### Given data
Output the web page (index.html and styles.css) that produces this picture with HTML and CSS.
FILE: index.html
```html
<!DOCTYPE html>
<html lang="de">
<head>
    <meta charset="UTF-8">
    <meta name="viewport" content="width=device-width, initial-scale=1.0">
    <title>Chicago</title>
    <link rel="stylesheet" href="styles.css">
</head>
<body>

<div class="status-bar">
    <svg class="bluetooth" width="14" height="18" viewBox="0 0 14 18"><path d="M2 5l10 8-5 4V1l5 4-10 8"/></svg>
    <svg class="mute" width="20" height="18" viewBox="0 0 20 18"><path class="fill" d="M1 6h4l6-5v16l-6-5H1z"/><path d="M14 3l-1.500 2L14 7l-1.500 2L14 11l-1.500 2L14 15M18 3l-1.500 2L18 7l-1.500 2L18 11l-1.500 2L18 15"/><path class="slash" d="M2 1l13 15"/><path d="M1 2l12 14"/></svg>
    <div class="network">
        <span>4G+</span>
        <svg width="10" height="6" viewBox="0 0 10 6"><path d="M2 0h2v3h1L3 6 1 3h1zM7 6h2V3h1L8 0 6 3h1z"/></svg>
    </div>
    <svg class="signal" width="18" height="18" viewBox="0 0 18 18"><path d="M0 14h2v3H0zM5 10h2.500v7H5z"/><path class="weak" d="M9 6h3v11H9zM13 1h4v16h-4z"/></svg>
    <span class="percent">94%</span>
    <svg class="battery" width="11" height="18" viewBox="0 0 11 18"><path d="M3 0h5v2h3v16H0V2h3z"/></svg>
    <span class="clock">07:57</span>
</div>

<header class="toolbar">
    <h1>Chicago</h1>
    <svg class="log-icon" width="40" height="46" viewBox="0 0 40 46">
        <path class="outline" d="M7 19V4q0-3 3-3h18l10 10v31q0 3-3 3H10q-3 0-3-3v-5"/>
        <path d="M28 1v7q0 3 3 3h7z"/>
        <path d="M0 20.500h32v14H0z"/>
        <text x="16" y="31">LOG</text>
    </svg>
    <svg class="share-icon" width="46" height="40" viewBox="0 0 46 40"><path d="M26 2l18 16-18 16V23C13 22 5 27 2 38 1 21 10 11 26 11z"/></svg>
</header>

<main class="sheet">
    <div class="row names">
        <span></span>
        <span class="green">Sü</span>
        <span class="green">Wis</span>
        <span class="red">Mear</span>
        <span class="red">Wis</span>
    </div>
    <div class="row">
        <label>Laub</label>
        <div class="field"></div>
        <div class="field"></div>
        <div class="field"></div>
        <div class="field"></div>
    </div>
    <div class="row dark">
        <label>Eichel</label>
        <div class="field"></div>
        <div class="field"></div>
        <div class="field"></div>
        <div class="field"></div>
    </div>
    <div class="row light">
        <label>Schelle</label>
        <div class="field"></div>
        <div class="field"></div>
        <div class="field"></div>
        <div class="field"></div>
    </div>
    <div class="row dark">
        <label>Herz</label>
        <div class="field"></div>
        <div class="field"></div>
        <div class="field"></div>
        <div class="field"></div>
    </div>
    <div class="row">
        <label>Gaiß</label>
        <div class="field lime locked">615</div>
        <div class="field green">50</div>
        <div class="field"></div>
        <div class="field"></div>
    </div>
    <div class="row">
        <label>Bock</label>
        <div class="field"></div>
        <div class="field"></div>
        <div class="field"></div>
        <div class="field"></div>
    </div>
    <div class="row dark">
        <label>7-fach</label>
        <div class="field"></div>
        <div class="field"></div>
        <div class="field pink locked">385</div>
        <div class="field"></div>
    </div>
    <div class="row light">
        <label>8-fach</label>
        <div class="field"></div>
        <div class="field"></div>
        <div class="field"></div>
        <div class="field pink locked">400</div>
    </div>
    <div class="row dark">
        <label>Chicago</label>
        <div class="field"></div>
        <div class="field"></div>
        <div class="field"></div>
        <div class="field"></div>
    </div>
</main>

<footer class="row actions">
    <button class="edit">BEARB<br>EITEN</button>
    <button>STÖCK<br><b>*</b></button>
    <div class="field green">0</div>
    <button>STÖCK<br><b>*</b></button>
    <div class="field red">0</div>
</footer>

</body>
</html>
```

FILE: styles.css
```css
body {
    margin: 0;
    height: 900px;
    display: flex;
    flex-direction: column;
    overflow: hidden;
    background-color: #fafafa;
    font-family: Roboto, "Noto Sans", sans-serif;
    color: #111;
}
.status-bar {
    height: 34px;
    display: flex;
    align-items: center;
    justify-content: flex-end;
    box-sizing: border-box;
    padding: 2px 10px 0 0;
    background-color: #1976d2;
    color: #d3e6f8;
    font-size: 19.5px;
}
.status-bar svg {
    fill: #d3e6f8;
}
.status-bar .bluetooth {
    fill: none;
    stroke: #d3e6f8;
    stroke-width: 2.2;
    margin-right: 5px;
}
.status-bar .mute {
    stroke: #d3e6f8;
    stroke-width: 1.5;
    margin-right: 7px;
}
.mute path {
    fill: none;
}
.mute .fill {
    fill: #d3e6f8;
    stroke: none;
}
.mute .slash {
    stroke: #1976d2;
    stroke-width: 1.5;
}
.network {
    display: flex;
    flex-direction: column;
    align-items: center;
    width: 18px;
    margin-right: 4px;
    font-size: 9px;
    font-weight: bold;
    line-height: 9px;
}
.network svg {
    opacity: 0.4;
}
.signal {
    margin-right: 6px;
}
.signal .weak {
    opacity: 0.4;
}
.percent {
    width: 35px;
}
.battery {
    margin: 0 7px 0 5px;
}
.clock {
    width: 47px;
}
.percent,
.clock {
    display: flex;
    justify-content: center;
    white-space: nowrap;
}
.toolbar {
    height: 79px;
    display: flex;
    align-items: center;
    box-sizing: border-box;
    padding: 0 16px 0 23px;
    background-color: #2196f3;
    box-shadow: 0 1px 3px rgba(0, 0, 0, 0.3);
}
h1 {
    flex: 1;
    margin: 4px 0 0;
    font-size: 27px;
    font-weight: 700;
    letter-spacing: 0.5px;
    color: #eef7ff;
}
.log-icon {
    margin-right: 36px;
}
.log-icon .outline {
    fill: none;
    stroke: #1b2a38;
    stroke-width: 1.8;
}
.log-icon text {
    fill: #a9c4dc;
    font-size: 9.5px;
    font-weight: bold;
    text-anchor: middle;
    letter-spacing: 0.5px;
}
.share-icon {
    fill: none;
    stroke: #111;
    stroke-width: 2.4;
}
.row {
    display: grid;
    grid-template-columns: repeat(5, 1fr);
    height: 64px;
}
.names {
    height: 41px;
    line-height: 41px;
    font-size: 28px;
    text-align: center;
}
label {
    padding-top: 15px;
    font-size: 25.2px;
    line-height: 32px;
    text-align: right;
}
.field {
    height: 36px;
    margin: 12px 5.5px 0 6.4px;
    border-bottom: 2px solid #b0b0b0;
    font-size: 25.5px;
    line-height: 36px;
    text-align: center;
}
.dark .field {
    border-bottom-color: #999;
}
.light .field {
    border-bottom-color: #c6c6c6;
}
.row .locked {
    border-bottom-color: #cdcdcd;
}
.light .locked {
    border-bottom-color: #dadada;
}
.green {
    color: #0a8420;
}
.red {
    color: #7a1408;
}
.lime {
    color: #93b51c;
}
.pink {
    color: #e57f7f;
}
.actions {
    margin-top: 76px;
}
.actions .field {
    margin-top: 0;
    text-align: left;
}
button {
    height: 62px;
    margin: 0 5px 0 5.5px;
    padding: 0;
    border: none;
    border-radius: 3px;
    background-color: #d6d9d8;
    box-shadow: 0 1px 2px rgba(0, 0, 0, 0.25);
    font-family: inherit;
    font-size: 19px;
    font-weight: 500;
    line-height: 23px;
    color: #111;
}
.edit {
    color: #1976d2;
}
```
######
◆ Required task
Print all the data exactly.

◆ Response
Output the web page (index.html and styles.css) that produces this picture with HTML and CSS.
FILE: index.html
```html
<!DOCTYPE html>
<html lang="de">
<head>
    <meta charset="UTF-8">
    <meta name="viewport" content="width=device-width, initial-scale=1.0">
    <title>Chicago</title>
    <link rel="stylesheet" href="styles.css">
</head>
<body>

<div class="status-bar">
    <svg class="bluetooth" width="14" height="18" viewBox="0 0 14 18"><path d="M2 5l10 8-5 4V1l5 4-10 8"/></svg>
    <svg class="mute" width="20" height="18" viewBox="0 0 20 18"><path class="fill" d="M1 6h4l6-5v16l-6-5H1z"/><path d="M14 3l-1.500 2L14 7l-1.500 2L14 11l-1.500 2L14 15M18 3l-1.500 2L18 7l-1.500 2L18 11l-1.500 2L18 15"/><path class="slash" d="M2 1l13 15"/><path d="M1 2l12 14"/></svg>
    <div class="network">
        <span>4G+</span>
        <svg width="10" height="6" viewBox="0 0 10 6"><path d="M2 0h2v3h1L3 6 1 3h1zM7 6h2V3h1L8 0 6 3h1z"/></svg>
    </div>
    <svg class="signal" width="18" height="18" viewBox="0 0 18 18"><path d="M0 14h2v3H0zM5 10h2.500v7H5z"/><path class="weak" d="M9 6h3v11H9zM13 1h4v16h-4z"/></svg>
    <span class="percent">94%</span>
    <svg class="battery" width="11" height="18" viewBox="0 0 11 18"><path d="M3 0h5v2h3v16H0V2h3z"/></svg>
    <span class="clock">07:57</span>
</div>

<header class="toolbar">
    <h1>Chicago</h1>
    <svg class="log-icon" width="40" height="46" viewBox="0 0 40 46">
        <path class="outline" d="M7 19V4q0-3 3-3h18l10 10v31q0 3-3 3H10q-3 0-3-3v-5"/>
        <path d="M28 1v7q0 3 3 3h7z"/>
        <path d="M0 20.500h32v14H0z"/>
        <text x="16" y="31">LOG</text>
    </svg>
    <svg class="share-icon" width="46" height="40" viewBox="0 0 46 40"><path d="M26 2l18 16-18 16V23C13 22 5 27 2 38 1 21 10 11 26 11z"/></svg>
</header>

<main class="sheet">
    <div class="row names">
        <span></span>
        <span class="green">Sü</span>
        <span class="green">Wis</span>
        <span class="red">Mear</span>
        <span class="red">Wis</span>
    </div>
    <div class="row">
        <label>Laub</label>
        <div class="field"></div>
        <div class="field"></div>
        <div class="field"></div>
        <div class="field"></div>
    </div>
    <div class="row dark">
        <label>Eichel</label>
        <div class="field"></div>
        <div class="field"></div>
        <div class="field"></div>
        <div class="field"></div>
    </div>
    <div class="row light">
        <label>Schelle</label>
        <div class="field"></div>
        <div class="field"></div>
        <div class="field"></div>
        <div class="field"></div>
    </div>
    <div class="row dark">
        <label>Herz</label>
        <div class="field"></div>
        <div class="field"></div>
        <div class="field"></div>
        <div class="field"></div>
    </div>
    <div class="row">
        <label>Gaiß</label>
        <div class="field lime locked">615</div>
        <div class="field green">50</div>
        <div class="field"></div>
        <div class="field"></div>
    </div>
    <div class="row">
        <label>Bock</label>
        <div class="field"></div>
        <div class="field"></div>
        <div class="field"></div>
        <div class="field"></div>
    </div>
    <div class="row dark">
        <label>7-fach</label>
        <div class="field"></div>
        <div class="field"></div>
        <div class="field pink locked">385</div>
        <div class="field"></div>
    </div>
    <div class="row light">
        <label>8-fach</label>
        <div class="field"></div>
        <div class="field"></div>
        <div class="field"></div>
        <div class="field pink locked">400</div>
    </div>
    <div class="row dark">
        <label>Chicago</label>
        <div class="field"></div>
        <div class="field"></div>
        <div class="field"></div>
        <div class="field"></div>
    </div>
</main>

<footer class="row actions">
    <button class="edit">BEARB<br>EITEN</button>
    <button>STÖCK<br><b>*</b></button>
    <div class="field green">0</div>
    <button>STÖCK<br><b>*</b></button>
    <div class="field red">0</div>
</footer>

</body>
</html>
```

FILE: styles.css
```css
body {
    margin: 0;
    height: 900px;
    display: flex;
    flex-direction: column;
    overflow: hidden;
    background-color: #fafafa;
    font-family: Roboto, "Noto Sans", sans-serif;
    color: #111;
}
.status-bar {
    height: 34px;
    display: flex;
    align-items: center;
    justify-content: flex-end;
    box-sizing: border-box;
    padding: 2px 10px 0 0;
    background-color: #1976d2;
    color: #d3e6f8;
    font-size: 19.5px;
}
.status-bar svg {
    fill: #d3e6f8;
}
.status-bar .bluetooth {
    fill: none;
    stroke: #d3e6f8;
    stroke-width: 2.2;
    margin-right: 5px;
}
.status-bar .mute {
    stroke: #d3e6f8;
    stroke-width: 1.5;
    margin-right: 7px;
}
.mute path {
    fill: none;
}
.mute .fill {
    fill: #d3e6f8;
    stroke: none;
}
.mute .slash {
    stroke: #1976d2;
    stroke-width: 1.5;
}
.network {
    display: flex;
    flex-direction: column;
    align-items: center;
    width: 18px;
    margin-right: 4px;
    font-size: 9px;
    font-weight: bold;
    line-height: 9px;
}
.network svg {
    opacity: 0.4;
}
.signal {
    margin-right: 6px;
}
.signal .weak {
    opacity: 0.4;
}
.percent {
    width: 35px;
}
.battery {
    margin: 0 7px 0 5px;
}
.clock {
    width: 47px;
}
.percent,
.clock {
    display: flex;
    justify-content: center;
    white-space: nowrap;
}
.toolbar {
    height: 79px;
    display: flex;
    align-items: center;
    box-sizing: border-box;
    padding: 0 16px 0 23px;
    background-color: #2196f3;
    box-shadow: 0 1px 3px rgba(0, 0, 0, 0.3);
}
h1 {
    flex: 1;
    margin: 4px 0 0;
    font-size: 27px;
    font-weight: 700;
    letter-spacing: 0.5px;
    color: #eef7ff;
}
.log-icon {
    margin-right: 36px;
}
.log-icon .outline {
    fill: none;
    stroke: #1b2a38;
    stroke-width: 1.8;
}
.log-icon text {
    fill: #a9c4dc;
    font-size: 9.5px;
    font-weight: bold;
    text-anchor: middle;
    letter-spacing: 0.5px;
}
.share-icon {
    fill: none;
    stroke: #111;
    stroke-width: 2.4;
}
.row {
    display: grid;
    grid-template-columns: repeat(5, 1fr);
    height: 64px;
}
.names {
    height: 41px;
    line-height: 41px;
    font-size: 28px;
    text-align: center;
}
label {
    padding-top: 15px;
    font-size: 25.2px;
    line-height: 32px;
    text-align: right;
}
.field {
    height: 36px;
    margin: 12px 5.5px 0 6.4px;
    border-bottom: 2px solid #b0b0b0;
    font-size: 25.5px;
    line-height: 36px;
    text-align: center;
}
.dark .field {
    border-bottom-color: #999;
}
.light .field {
    border-bottom-color: #c6c6c6;
}
.row .locked {
    border-bottom-color: #cdcdcd;
}
.light .locked {
    border-bottom-color: #dadada;
}
.green {
    color: #0a8420;
}
.red {
    color: #7a1408;
}
.lime {
    color: #93b51c;
}
.pink {
    color: #e57f7f;
}
.actions {
    margin-top: 76px;
}
.actions .field {
    margin-top: 0;
    text-align: left;
}
button {
    height: 62px;
    margin: 0 5px 0 5.5px;
    padding: 0;
    border: none;
    border-radius: 3px;
    background-color: #d6d9d8;
    box-shadow: 0 1px 2px rgba(0, 0, 0, 0.25);
    font-family: inherit;
    font-size: 19px;
    font-weight: 500;
    line-height: 23px;
    color: #111;
}
.edit {
    color: #1976d2;
}
```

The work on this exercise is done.